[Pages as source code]
++++++++++

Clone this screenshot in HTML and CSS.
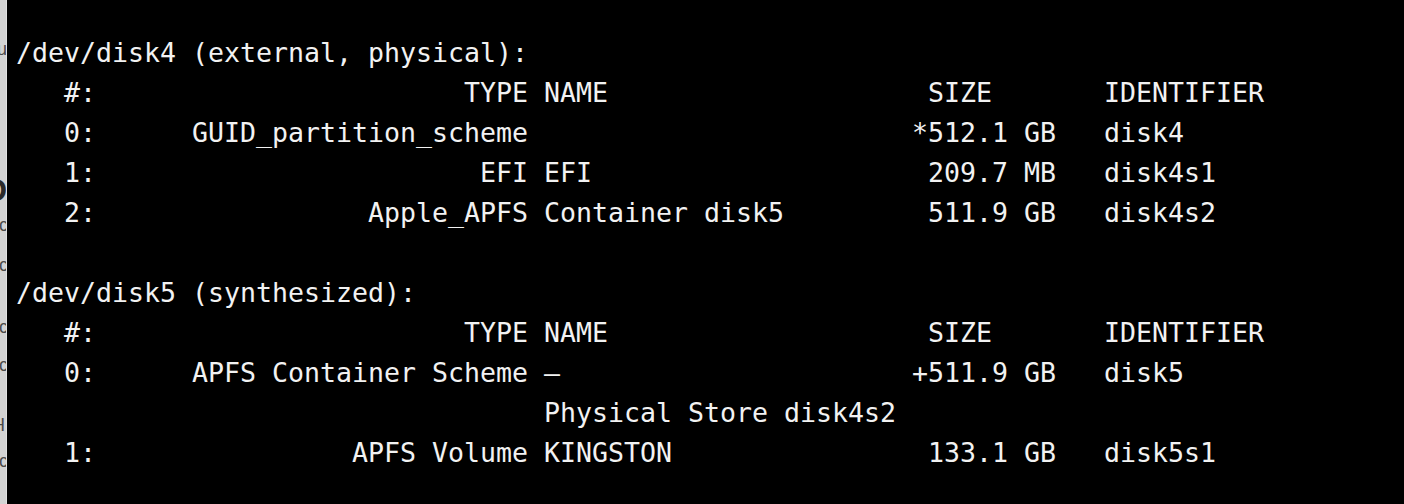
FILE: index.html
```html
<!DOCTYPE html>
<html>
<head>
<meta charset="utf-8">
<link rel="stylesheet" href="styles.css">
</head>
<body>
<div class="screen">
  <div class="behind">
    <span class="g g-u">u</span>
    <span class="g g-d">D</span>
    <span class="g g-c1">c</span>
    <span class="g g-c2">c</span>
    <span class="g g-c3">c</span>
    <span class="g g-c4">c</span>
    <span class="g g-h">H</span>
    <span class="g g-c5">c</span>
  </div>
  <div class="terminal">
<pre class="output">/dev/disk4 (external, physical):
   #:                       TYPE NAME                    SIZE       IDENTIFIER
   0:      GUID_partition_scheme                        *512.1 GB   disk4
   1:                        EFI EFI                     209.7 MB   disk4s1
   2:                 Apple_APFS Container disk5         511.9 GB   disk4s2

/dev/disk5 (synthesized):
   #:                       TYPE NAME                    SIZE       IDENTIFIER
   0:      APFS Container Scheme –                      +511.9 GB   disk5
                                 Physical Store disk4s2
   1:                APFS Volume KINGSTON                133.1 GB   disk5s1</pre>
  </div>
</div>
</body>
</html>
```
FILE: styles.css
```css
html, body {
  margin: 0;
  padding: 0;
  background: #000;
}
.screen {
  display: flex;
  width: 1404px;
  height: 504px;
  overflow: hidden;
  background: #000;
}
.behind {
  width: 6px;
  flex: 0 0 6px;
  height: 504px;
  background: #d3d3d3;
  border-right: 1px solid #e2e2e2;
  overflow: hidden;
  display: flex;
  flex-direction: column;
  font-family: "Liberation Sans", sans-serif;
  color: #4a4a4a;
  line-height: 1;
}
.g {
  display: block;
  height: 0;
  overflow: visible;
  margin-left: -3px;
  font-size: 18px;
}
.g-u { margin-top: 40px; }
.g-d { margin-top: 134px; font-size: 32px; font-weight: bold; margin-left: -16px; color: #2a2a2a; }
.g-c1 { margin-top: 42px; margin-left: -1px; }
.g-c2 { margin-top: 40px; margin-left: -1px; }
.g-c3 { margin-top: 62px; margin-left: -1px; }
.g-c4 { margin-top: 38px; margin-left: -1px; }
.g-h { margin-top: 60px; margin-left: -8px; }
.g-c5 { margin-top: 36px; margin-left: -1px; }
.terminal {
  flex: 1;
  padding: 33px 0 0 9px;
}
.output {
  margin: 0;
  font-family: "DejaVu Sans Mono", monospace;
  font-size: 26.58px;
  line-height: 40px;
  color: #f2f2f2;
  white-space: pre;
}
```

++++++++++

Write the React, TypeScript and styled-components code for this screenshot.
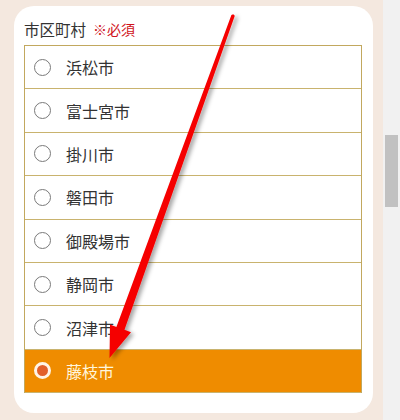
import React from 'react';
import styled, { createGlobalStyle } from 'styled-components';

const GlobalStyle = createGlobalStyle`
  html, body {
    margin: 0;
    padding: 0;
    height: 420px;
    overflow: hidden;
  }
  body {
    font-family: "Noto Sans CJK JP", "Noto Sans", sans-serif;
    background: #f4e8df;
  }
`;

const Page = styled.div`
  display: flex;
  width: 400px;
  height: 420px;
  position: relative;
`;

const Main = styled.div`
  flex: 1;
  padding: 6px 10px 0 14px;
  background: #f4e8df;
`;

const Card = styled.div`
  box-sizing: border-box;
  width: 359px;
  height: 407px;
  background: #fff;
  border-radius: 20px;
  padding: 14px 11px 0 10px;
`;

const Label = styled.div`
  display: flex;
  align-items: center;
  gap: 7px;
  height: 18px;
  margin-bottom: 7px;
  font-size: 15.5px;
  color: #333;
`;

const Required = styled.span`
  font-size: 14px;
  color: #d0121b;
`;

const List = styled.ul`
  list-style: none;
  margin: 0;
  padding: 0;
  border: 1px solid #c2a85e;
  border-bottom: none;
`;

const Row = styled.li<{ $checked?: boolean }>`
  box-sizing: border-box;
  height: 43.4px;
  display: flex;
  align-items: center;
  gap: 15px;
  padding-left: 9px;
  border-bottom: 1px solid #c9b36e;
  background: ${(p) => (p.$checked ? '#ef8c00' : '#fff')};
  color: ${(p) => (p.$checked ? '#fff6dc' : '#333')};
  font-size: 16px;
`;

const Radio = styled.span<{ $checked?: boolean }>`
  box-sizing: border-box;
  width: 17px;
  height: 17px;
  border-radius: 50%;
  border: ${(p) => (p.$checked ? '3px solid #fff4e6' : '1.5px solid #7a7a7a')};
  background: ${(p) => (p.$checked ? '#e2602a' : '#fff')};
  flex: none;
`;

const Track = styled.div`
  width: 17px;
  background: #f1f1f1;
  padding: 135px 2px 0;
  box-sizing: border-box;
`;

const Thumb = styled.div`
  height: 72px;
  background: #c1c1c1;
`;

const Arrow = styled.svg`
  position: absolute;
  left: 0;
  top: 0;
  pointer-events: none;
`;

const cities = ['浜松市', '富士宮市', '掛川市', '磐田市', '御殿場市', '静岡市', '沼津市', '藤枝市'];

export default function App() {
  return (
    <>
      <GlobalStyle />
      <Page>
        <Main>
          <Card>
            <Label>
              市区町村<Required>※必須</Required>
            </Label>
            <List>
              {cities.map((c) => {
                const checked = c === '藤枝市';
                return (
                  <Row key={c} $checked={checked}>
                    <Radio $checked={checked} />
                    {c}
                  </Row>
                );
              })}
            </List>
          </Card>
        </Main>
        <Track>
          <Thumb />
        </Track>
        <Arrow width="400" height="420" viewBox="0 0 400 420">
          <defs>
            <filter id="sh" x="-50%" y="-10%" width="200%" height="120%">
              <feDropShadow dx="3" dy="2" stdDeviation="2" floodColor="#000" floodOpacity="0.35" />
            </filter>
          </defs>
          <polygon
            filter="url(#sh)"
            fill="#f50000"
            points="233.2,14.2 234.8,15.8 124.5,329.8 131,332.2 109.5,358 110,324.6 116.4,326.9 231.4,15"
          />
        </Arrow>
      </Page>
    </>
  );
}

++++++++++

* [Task description]:
Of the lines above, how many include the word "this"? Reply with the number alone.

* [Written answer]:
2